Cat, hope you don’t go on vacation, you’ve been among the missing, happy to have you back.
Allstar, don’t know where WMC lives, I assume Conn.
I am on LI but would be happy to have a cocktail at another time.
28 Sep 2012 at 04:19 pm | #
#13,
You hate stake races, I get it! You are not alone I get it!
I like Stake races. John Pricci likes stakes races. We are not alone!
Everyone is entitled to an opinion!
You like to show the math of why the purses for stake races don’t work.
I say sometimes they do. I suggest solutions. What is wrong with sponsors like TVG supporting part of the purse? What is wrong with higher entry fees to support the purses?

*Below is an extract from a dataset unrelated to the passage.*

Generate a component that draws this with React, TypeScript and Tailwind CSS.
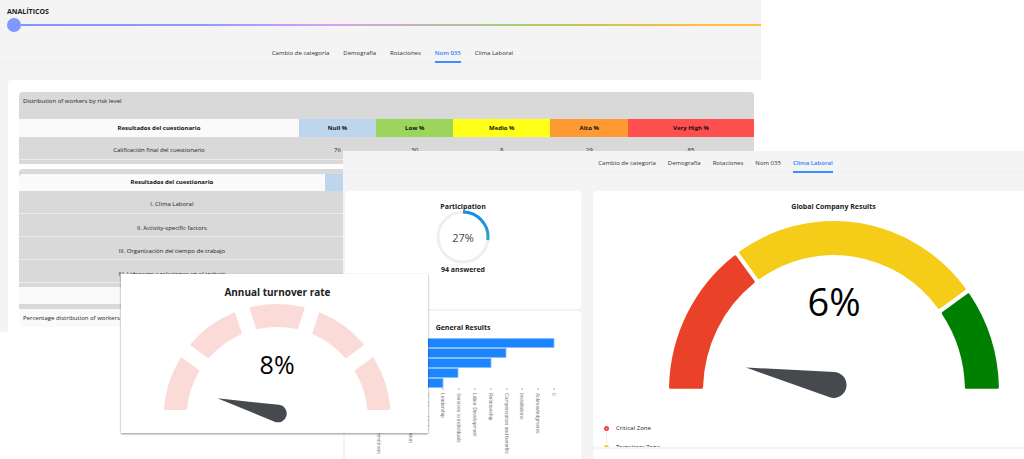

Here’s my math for Super Saturday at Belmont:
20,000 people on track wager on average $500 at an average takeout of 20% equals $2million
100,000 people off track wager on average $200 at an average signal fee takeout of 5% equals $1mil
Sponsorship TVG and entry fees equal to 684 grand.
There’s your $3,684,000
Now if you lower the takeout to 10% of course you have to do double the handle of 20%. I think you could triple it in time. Think about it my friend.
Can’t afford a vacation. I’m a Mechanical Engineer with a house on Long Island, taxes anyone? with a wife and kids in college. US BLUES ... Hello!!!!!
Did someone say PLAY IT AGAIN SAM?
Red and white, blue suede shoes, I’m Uncle Sam, how do you do?
Gimme five, I’m still alive, ain’t no luck, I learned to duck.
Check my pulse, it don’t change. Stay seventy-two come shine or rain.
Wave the flag, pop the bag, rock the boat, skin the goat.
Wave that flag, wave it wide and high.
Summertime done, come and gone, my, oh, my.
I’m Uncle Sam, that’s who I am; Been hidin’ out in a rock and roll band.
Shake the hand that shook the hand of P.T. Barnum and Charlie Chan.
Shine your shoes, light your fuse. Can you use them ol’ U.S. Blues?
I’ll drink your health, share your wealth, run your life, steal your wife.
Wave that flag, wave it wide and high.
Summertime done, come and gone, my, oh, my.
Back to back chicken shack. Son of a gun, better change your act.
We’re all confused, what’s to lose? You can call this song the United States Blues.
Wave that flag, wave it wide and high.
Summertime done, come and gone, my, oh, my.